* WHAT YOU SHOULD DO *
A line counts if it contains the string "React"; say how many such lines there are, giving only the number.

* SUPPLIED INFORMATION *
★ ★ ★ ★ ★ ★ ★

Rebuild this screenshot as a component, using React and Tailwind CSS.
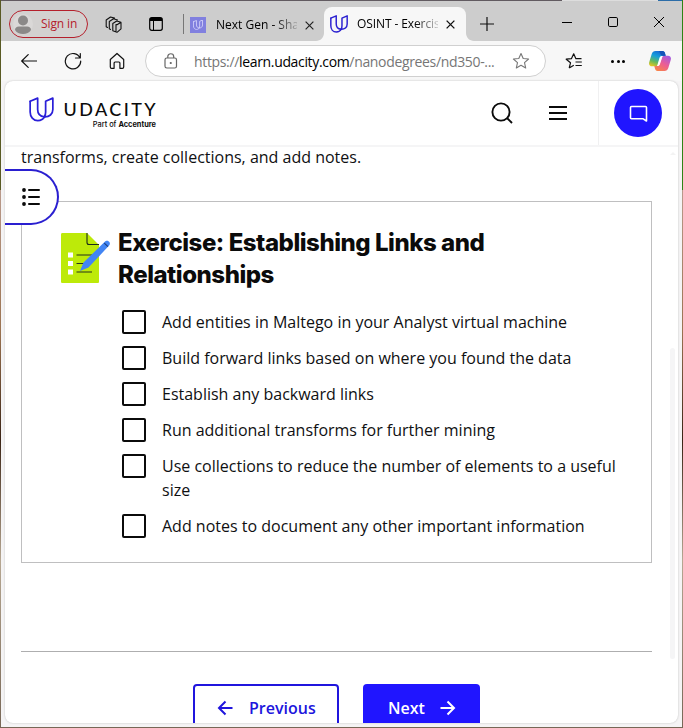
import React from "react";

const tasks = [
  "Add entities in Maltego in your Analyst virtual machine",
  "Build forward links based on where you found the data",
  "Establish any backward links",
  "Run additional transforms for further mining",
  "Use collections to reduce the number of elements to a useful size",
  "Add notes to document any other important information",
];

function UMark({ className, width = 1.7 }) {
  return (
    <svg viewBox="0 0 26 26" className={className} fill="none" stroke="currentColor" strokeWidth={width} strokeLinejoin="round" strokeLinecap="round">
      <path d="M1.200 4.500 9 1.200V13c0 4.500 2.500 7.200 7 7.600" />
      <path d="M1.200 4.500V15.500c0 5.200 3.300 9.100 7.900 9.100 3.400 0 6-1.800 7.400-4.400" />
      <path d="M24.800 1.200V13c0 4.800-3.600 7.900-8.800 7.600 1-1.500 1.300-2.900 1.300-5V4.500z" />
    </svg>
  );
}

function TabBar() {
  return (
    <div className="flex h-10 shrink-0 bg-[#cdcdcd]">
      <div className="ml-2 mt-[9px] flex h-7 w-[79px] items-center rounded-full border border-[#b5202c] bg-[#d3d1d0] pl-[3px] text-[#b5202c]">
        <svg viewBox="0 0 20 20" className="size-5 shrink-0">
          <circle cx="10" cy="10" r="10" fill="#dad8d7" />
          <circle cx="10" cy="6.500" r="5" fill="#8b8988" />
          <path d="M2 16c0-2 1.500-3.500 4-3.500h8c2.500 0 4 1.500 4 3.500-1.500 2.700-4.500 4-8 4s-6.500-1.300-8-4z" fill="#8b8988" />
        </svg>
        <span className="ml-2 whitespace-nowrap text-[12px] tracking-[-0.1px]">Sign in</span>
      </div>
      <svg viewBox="0 0 18 18" className="ml-[17px] mt-[14px] size-[18px] shrink-0" fill="none" stroke="#111" strokeWidth="1.100" strokeLinejoin="round" strokeLinecap="round">
        <path d="M7.800 8.500 11.700 6l4.300 1.300v6.500l-4 3.500-4.200-1.500zM11 9.500l1 .3L16 7.300M11 9.500v7.300" />
        <path d="M5.500 14.500 4.300 13.800V6.500L8.500 3.700l4 1.300M2.500 12.500l-1.300-.7V5l4.300-3 4 1.100" />
      </svg>
      <svg viewBox="0 0 14 14" className="ml-[26px] mt-4 size-[14px] shrink-0">
        <rect x=".7" y=".7" width="12.600" height="12.600" rx="2" fill="none" stroke="#000" strokeWidth="1.200" />
        <path d="M1 1h12v3H1z" />
        <path d="M4.500 4v9" stroke="#000" />
      </svg>
      <div className="ml-5 mt-[13px] h-5 w-px shrink-0 bg-[#777]" />
      <div className="ml-1.5 flex w-[134px] shrink-0 items-center pt-2">
        <span className="flex size-4 shrink-0 items-center justify-center bg-[#8180df] text-[#d4d3fa]">
          <UMark className="size-2.5" width={2.2} />
        </span>
        <span className="ml-2.5 w-[81px] whitespace-nowrap text-[12px] text-black [mask-image:linear-gradient(to_right,black_58px,transparent_86px)]">Next Gen - Sha</span>
        <svg viewBox="0 0 10 10" className="ml-2 size-[9px] shrink-0" stroke="#222" strokeWidth="1.300"><path d="m.7.7 8.600 8.600M9.300.7.7 9.300" /></svg>
      </div>
      <div className="relative mt-1.5 flex w-[142px] shrink-0 items-center rounded-t-lg bg-[#f7f7f7] pb-1 pl-[6px] pt-1 text-[#2a1fd0]">
        <svg viewBox="0 0 8 8" className="absolute bottom-0 right-full size-2"><path d="M8 0v8H0c4.400 0 8-3.600 8-8z" fill="#f7f7f7" /></svg>
        <svg viewBox="0 0 8 8" className="absolute bottom-0 left-full size-2"><path d="M0 0v8h8C3.600 8 0 4.400 0 0z" fill="#f7f7f7" /></svg>
        <UMark className="size-[18px] shrink-0" width={2.1} />
        <span className="ml-[9px] w-[81px] shrink-0 whitespace-nowrap text-[12px] tracking-[-0.1px] text-black [mask-image:linear-gradient(to_right,black_58px,transparent_86px)]">OSINT - Exercis</span>
        <svg viewBox="0 0 10 10" className="ml-[8px] size-[9px] shrink-0" stroke="#111" strokeWidth="1.500"><path d="m.7.7 8.600 8.600M9.300.7.7 9.300" /></svg>
      </div>
      <svg viewBox="0 0 14 14" className="ml-[14px] mt-4 size-[14px] shrink-0" stroke="#111" strokeWidth="1.200"><path d="M7 0v14M0 7h14" /></svg>
      <svg viewBox="0 0 10 10" className="ml-[68px] mt-[15px] size-[10px] shrink-0" stroke="#000"><path d="M0 6.500h10" /></svg>
      <svg viewBox="0 0 10 10" className="ml-9 mt-4 size-[10px] shrink-0" fill="none" stroke="#000"><rect x=".5" y=".5" width="9" height="9" rx="1.300" /></svg>
      <svg viewBox="0 0 10 10" className="ml-9 mt-4 size-[10px] shrink-0" stroke="#000"><path d="m0 0 10 10M10 0 0 10" /></svg>
    </div>
  );
}

function CopilotLogo() {
  return (
    <svg viewBox="0 0 22 20" className="ml-[24px] h-5 w-[22px] shrink-0">
      <defs>
        <linearGradient id="cool" x1=".6" y1="0" x2=".2" y2="1">
          <stop offset="0" stopColor="#1769d4" /><stop offset=".35" stopColor="#159fdb" /><stop offset=".7" stopColor="#67b95c" /><stop offset="1" stopColor="#e8c51e" />
        </linearGradient>
        <linearGradient id="warm" x1=".8" y1="0" x2=".2" y2="1">
          <stop offset="0" stopColor="#a45be0" /><stop offset=".5" stopColor="#ec5e94" /><stop offset="1" stopColor="#f98447" />
        </linearGradient>
      </defs>
      <path d="M6.500 0h7c1.500 0 2.100 1 2.500 2.200L16.700 5h-2.500c-1.700 0-2.500.8-3 2.400L9.300 13c-.5 1.500-1.300 2.300-3 2.300H3C.8 15.300-.4 13.500.2 11.300L2.700 3C3.300 1 4.600 0 6.500 0z" fill="url(#cool)" />
      <path d="M15.500 20h-7c-1.500 0-2.100-1-2.500-2.200L5.300 15h2.500c1.700 0 2.500-.8 3-2.400L12.700 7c.5-1.500 1.300-2.300 3-2.300H19c2.200 0 3.400 1.800 2.800 4L19.300 17c-.6 2-1.900 3-3.800 3z" fill="url(#warm)" />
      <path d="M10.500 6.800c.5-1.200 1.500-2 3.200-2l-2.900 8.600c-.5 1-1.200 1.700-2.700 1.700z" fill="#fff" />
      <path d="M10 0h3.500c1.500 0 2.100 1 2.500 2.200l.7 2.500h-3.400C11.500 4.500 11 1.500 10 0z" fill="#1454b8" />
    </svg>
  );
}

function Toolbar() {
  return (
    <div className="flex h-10 shrink-0 items-center bg-[#f7f7f7]">
      <svg viewBox="0 0 16 14" className="ml-5 h-[14px] w-4 shrink-0" fill="none" stroke="#111" strokeWidth="1.200" strokeLinejoin="round" strokeLinecap="round"><path d="M15.500 7H.7M7.200.6.700 7l6.500 6.400" /></svg>
      <svg viewBox="0 0 18 18" className="ml-[27px] size-[18px] shrink-0" fill="none" stroke="#111" strokeWidth="1.200" strokeLinecap="round" strokeLinejoin="round"><path d="M16 6A7.700 7.700 0 1 0 16.700 9M16.300 1.500V6h-4.800" /></svg>
      <svg viewBox="0 0 16 18" className="ml-[27px] h-[18px] w-4 shrink-0" fill="none" stroke="#111" strokeWidth="1.200" strokeLinejoin="round"><path d="M1.300 7.500 8 1.500l6.700 6V15c0 .8-.5 1.300-1.300 1.300h-2.500V11c0-.6-.4-1-1-1H6.100c-.6 0-1 .4-1 1v5.300H2.600c-.8 0-1.300-.5-1.300-1.300z" /></svg>
      <div className="ml-5 flex h-8 w-[401px] shrink-0 items-center rounded-full border border-[#d0d0d0] bg-white">
        <svg viewBox="0 0 14 16" className="ml-[18px] h-4 w-[14px] shrink-0" fill="none" stroke="#666" strokeWidth="1.200"><rect x="1" y="5" width="11.500" height="10" rx="1.800" /><path d="M3.800 5V3.500c0-3.700 5.900-3.700 5.900 0V5" /><circle cx="6.750" cy="10" r=".5" fill="#555" /></svg>
        <span className="ml-4 w-[300px] whitespace-nowrap text-[14px] tracking-[-0.34px] text-[#767676]">https://<span className="text-black">learn.udacity.com</span>/nanodegrees/nd350-...</span>
        <svg viewBox="0 0 18 18" className="ml-[18px] size-[18px] shrink-0" fill="none" stroke="#777" strokeWidth="1.100" strokeLinejoin="round"><path d="m9 1.500 2.200 5 5.400.5-4.100 3.600 1.200 5.400L9 13.200 4.300 16l1.200-5.400L1.400 7l5.400-.5z" /></svg>
      </div>
      <svg viewBox="0 0 18 16" className="ml-[19px] h-4 w-[18px] shrink-0" fill="none" stroke="#111" strokeWidth="1.200" strokeLinejoin="round"><path d="M4.200 15 5.500 9.800 1.200 6.200l5.200-.5 2.300-4.900 2.200 4.900h5.600M8.800 12.300 4.200 15M10.500 9h6.300M10.500 12.500h6.300" /></svg>
      <div className="ml-[28px] flex gap-[2.500px]">
        <i className="size-[3px] rounded-full bg-black" /><i className="size-[3px] rounded-full bg-black" /><i className="size-[3px] rounded-full bg-black" />
      </div>
      <CopilotLogo />
    </div>
  );
}

function SiteHeader() {
  return (
    <header className="flex h-[66px] shrink-0 border-b-2 border-[#f5f5f6]">
      <div className="ml-6 mt-[15px] flex text-[#2a1fd8]">
        <UMark className="mt-px size-[25px]" width={1.8} />
        <div className="ml-[10px] flex w-[92px] flex-col items-end text-[#0b0b0b]">
          <span className="mt-[3px] -mr-[2px] h-5 whitespace-nowrap font-[Lato] text-[18px] font-medium leading-5 tracking-[2.4px]">UDACITY</span>
          <span className="mt-px whitespace-nowrap font-[Inter] text-[7.4px] font-medium leading-[9px]">Part of <b>Accenture</b></span>
        </div>
      </div>
      <svg viewBox="0 0 22 22" className="ml-auto mr-[36px] mt-[21px] size-[22px]" fill="none" stroke="#0b0b0b" strokeWidth="1.900"><circle cx="10" cy="10" r="8.600" /><path d="m16 16 5 5" /></svg>
      <svg viewBox="0 0 18 14" className="mr-[31px] mt-[25px] h-[14px] w-[18px]" stroke="#0b0b0b" strokeWidth="2"><path d="M0 1h18M0 7h18M0 13h18" /></svg>
      <div className="w-[80px] border-l border-[#f0f0f1] pl-[15px] pt-2">
        <div className="flex size-12 items-center justify-center rounded-full bg-[#2015ff]">
          <svg viewBox="0 0 20 18" className="ml-px mt-px h-[18px] w-5" fill="none" stroke="#fff" strokeWidth="1.600" strokeLinejoin="round"><path d="M2.500 1.500h14c.7 0 1 .4 1 1V16l-3.300-2.200H2.500c-.7 0-1-.4-1-1V2.500c0-.6.4-1 1-1z" /></svg>
        </div>
      </div>
    </header>
  );
}

function ExerciseIcon() {
  return (
    <svg viewBox="0 0 50 50" className="size-[50px] shrink-0">
      <path d="M1.500 0H26l12 12v36.500c0 1-.5 1.500-1.500 1.500h-35C.5 50 0 49.500 0 48.500v-47C0 .5.500 0 1.500 0z" fill="#bdea09" />
      <path d="M26 0v9.500c0 1.300.7 2 2 2h10" fill="none" stroke="#1b2b1a" strokeWidth="1.100" />
      <path d="M7 19.500h5v5H7zM7 28h5v5H7zM7 36.500h5v5H7z" fill="#fff" />
      <path d="M15.500 22H31M15.500 30.500H25M15.500 39H31" stroke="#26321c" strokeWidth="1.200" />
      <path d="m19 38 3.500-8.500L43.500 9c1-1.100 2.700-1.700 4-.8 1.600 1 1.900 3 .6 4.400L27.500 34.500z" fill="#4285f4" />
      <path d="m43.300 10.200 3.700 3.500" stroke="#173b79" strokeWidth="1.100" />
    </svg>
  );
}

export default function App() {
  return (
    <div className="relative h-[728px] w-[683px] overflow-hidden bg-[linear-gradient(to_right,#595a24_0_2px,#2f8415_2px)] font-['Open_Sans','Noto_Sans',sans-serif]">
      <div className="flex h-full flex-col bg-[linear-gradient(to_bottom,transparent_190px,#b99a8b_190px,#9b7452_330px,#3b2516_440px,#b6a792_560px,#776756)] pl-px pr-px">
        <div className="flex h-px shrink-0 bg-[#625b61]"><div className="ml-auto h-px w-[120px] bg-[linear-gradient(to_right,#ddd_96px,#2c6da8_96px)]" /></div>
        <TabBar />
        <div className="flex h-[686px] shrink-0 flex-col bg-[#f5f4f5]">
          <Toolbar />
          <div className="relative ml-[4px] flex h-[642px] w-[673px] shrink-0 flex-col overflow-hidden rounded-lg bg-white shadow-[0_0_2px_#bbb]">
            <SiteHeader />
            <div className="flex grow">
              <main className="ml-4 w-[631px] shrink-0 text-[16px] leading-6 text-[#0f1012]">
                <p className="-mt-[2px]">transforms, create collections, and add notes.</p>
                <section className="mt-[32px] flex h-[362px] border border-[#bfbfc0] pl-[39px] pt-[25px]">
                  <div className="pt-[6px]"><ExerciseIcon /></div>
                  <div className="ml-[7px]">
                    <h2 className="w-[400px] whitespace-nowrap font-[Inter] text-[24px] font-extrabold leading-8 tracking-[-0.46px] text-[#0b0b0b]">Exercise: Establishing Links and<br />Relationships</h2>
                    <ul className="ml-1 mt-[19px] flex flex-col gap-3">
                      {tasks.map((t) => (
                        <li key={t} className="flex">
                          <span className="size-6 shrink-0 rounded-xs border-2 border-[#0b0b0b]" />
                          <span className="ml-4 w-[465px]">{t}</span>
                        </li>
                      ))}
                    </ul>
                  </div>
                </section>
                <hr className="mt-[88px] border-[#aeaeaf]" />
                <div className="mt-8 flex justify-start gap-6 pl-[172px] font-semibold">
                  <button className="flex h-12 w-[146px] items-center rounded-[4px] border-2 border-[#2015dd] pl-[22px] text-[#2015dd]">
                    <svg viewBox="0 0 16 16" className="size-4" fill="none" stroke="currentColor" strokeWidth="2"><path d="M15.500 8H2M8.500 1.500 2 8l6.500 6.500" /></svg>
                    <span className="ml-4">Previous</span>
                  </button>
                  <button className="flex h-12 w-[117px] items-center rounded-[4px] bg-[#2015ff] pl-[25px] text-white">
                    <span>Next</span>
                    <svg viewBox="0 0 16 16" className="ml-[15px] size-4" fill="none" stroke="currentColor" strokeWidth="2"><path d="M.5 8H14M7.500 1.500 14 8l-6.500 6.500" /></svg>
                  </button>
                </div>
              </main>
              <div className="ml-[17px] flex w-[7px] flex-col items-center pt-[5px]">
                <i className="border-x-[3px] border-b-[3px] border-x-transparent border-b-[#f3f3f3]" />
                <i className="mt-[193px] h-[311px] w-[5px] rounded-full bg-[#f5f5f6]" />
              </div>
            </div>
            <div className="absolute left-0 top-[88px] flex h-14 w-[54px] items-center rounded-r-full border-2 border-l-0 border-[#2a1fd0] bg-white pl-[17px]">
              <svg viewBox="0 0 18 18" className="size-[18px]" stroke="#0b0b0b" strokeWidth="2" strokeLinecap="round"><path d="M7 2h10M7 9h10M7 16h10" /><path d="M2 2h.01M2 9h.01M2 16h.01" strokeWidth="3.800" /></svg>
            </div>
          </div>
        </div>
      </div>
    </div>
  );
}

★ ★ ★ ★ ★ ★ ★

* SOLUTION TO THIS EXERCISE *
2